Experts at the museum apparently give little credence to the apocalypse myth, considering the show runs through early 2013. But they say the legend offers a chance to engage people about ancient and modern Maya society.
"Maya 2012: Lords of Time" features artifacts excavated from the historic Maya ruins of Copan in Honduras, including burial jewelry, food vessels and ceramic figures. Honduras President Porfirio Lobo Sosa is scheduled to cut the ribbon when the exhibit opens on Saturday.
The show also uses interactive displays to explain the culture's glyph writing and sophisticated timetables. The upshot is that while it's human nature to seek ancient insight into the current world, people should not interpret the Maya calendar as predicting a cataclysmic event.
"It's just a turn of a cycle," said curator Loa Traxler.
Regarded as one of the world's greatest early societies, the Maya lived for centuries in parts of Mexico and Central America. Many of their iconic pyramids and other city remnants still stand in places like Copan, where 16 Maya kings ruled for about 400 years.
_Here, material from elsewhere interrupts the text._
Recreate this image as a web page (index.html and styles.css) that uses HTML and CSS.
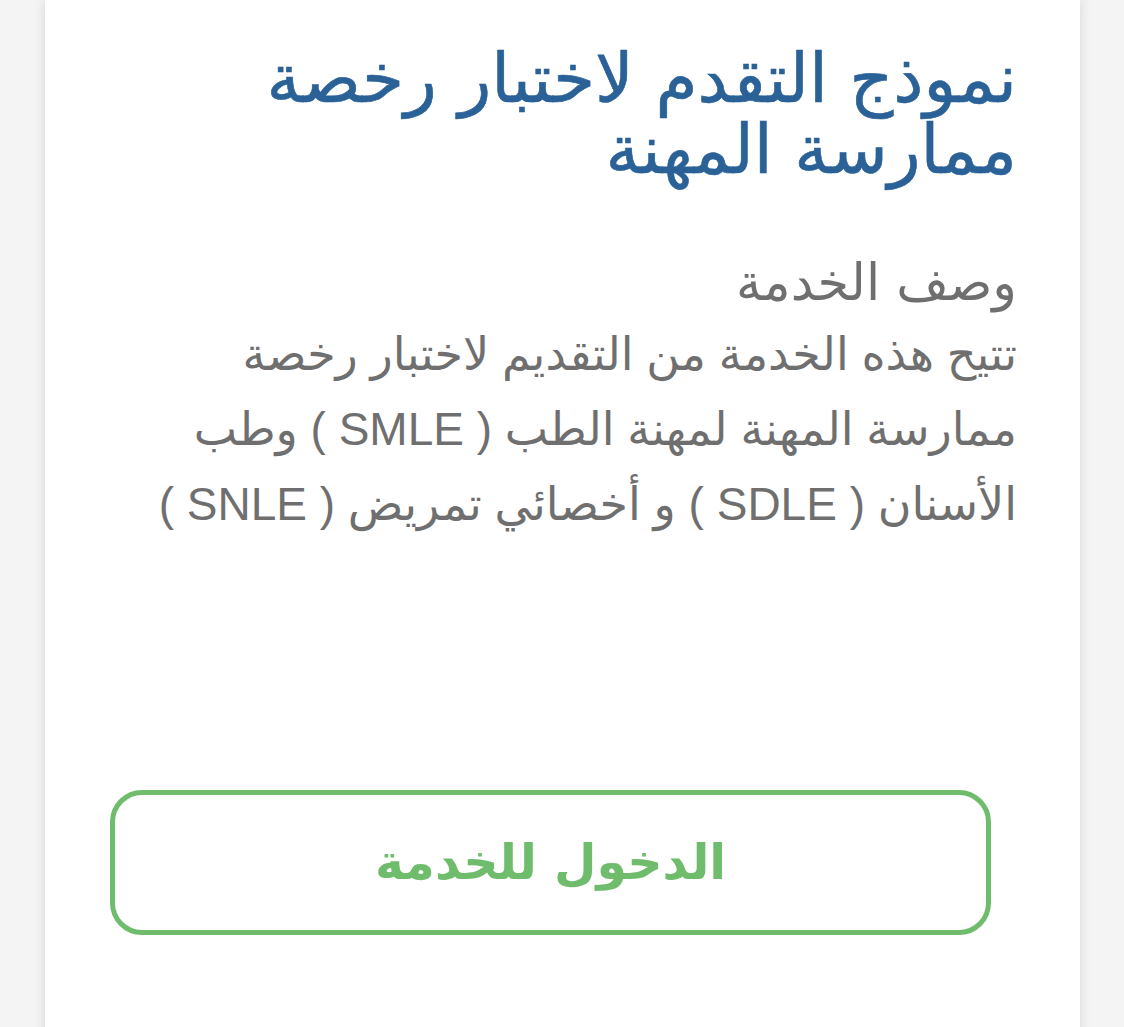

As early astronomers, the Maya devised various types of calendars by observing celestial movements. Their "Long Count" calendar begins in 3114 B.C. and marks time in roughly 394-year periods known as baktuns. Thirteen was a sacred number for the Maya, and some scholars believe the 13th baktun ends on Dec. 21, 2012.
Penn Museum experts say it ends Dec. 23, but that then another calendar cycle will begin — not Armageddon.
Traxler said while it's hard to trace the origin of the apocalypse prophecy, she described it as "a conflation of a lot of different ideas," including Aztec lore, Judeo-Christian end-of-days rhetoric and millennial hype. (Remember Y2K?)
Honduran officials don't seem concerned. Norma Cerrato, minister counselor of legal affairs for the country's U.S. embassy, said during a recent exhibit preview that she hopes it encourages people to visit the actual ruins. The show includes replicas of large stone carvings too delicate or unwieldy to leave Copan, designated a world heritage site by the United Nations' cultural agency.
"Regardless of what some may say about the December 2012 phenomenon, the people of Honduras are certain that this year provides us a unique opportunity to share a part of our history and culture with the world," Cerrato said.
Mexico, too, has designed a tourism campaign around the 2012 date. It's expected to bring an extra 12 million visitors to the country, possibly boosting tourism revenue by $14.6 billion, according to officials there.
Though the last independent Maya city was conquered by the Spanish in 1697, Traxler said about 7 million people currently identify as Maya. The exhibit ends with translated video interviews with a half-dozen Maya, some of whom are bemused by the hype.
Jose Huchim Herrera, a Yucatec Maya and archaeologist, said in a video that anyone talking about a 2012 catastrophe is clearly an outsider.
"The Maya say nothing," he said. "The Maya are very peaceful. They are not worried."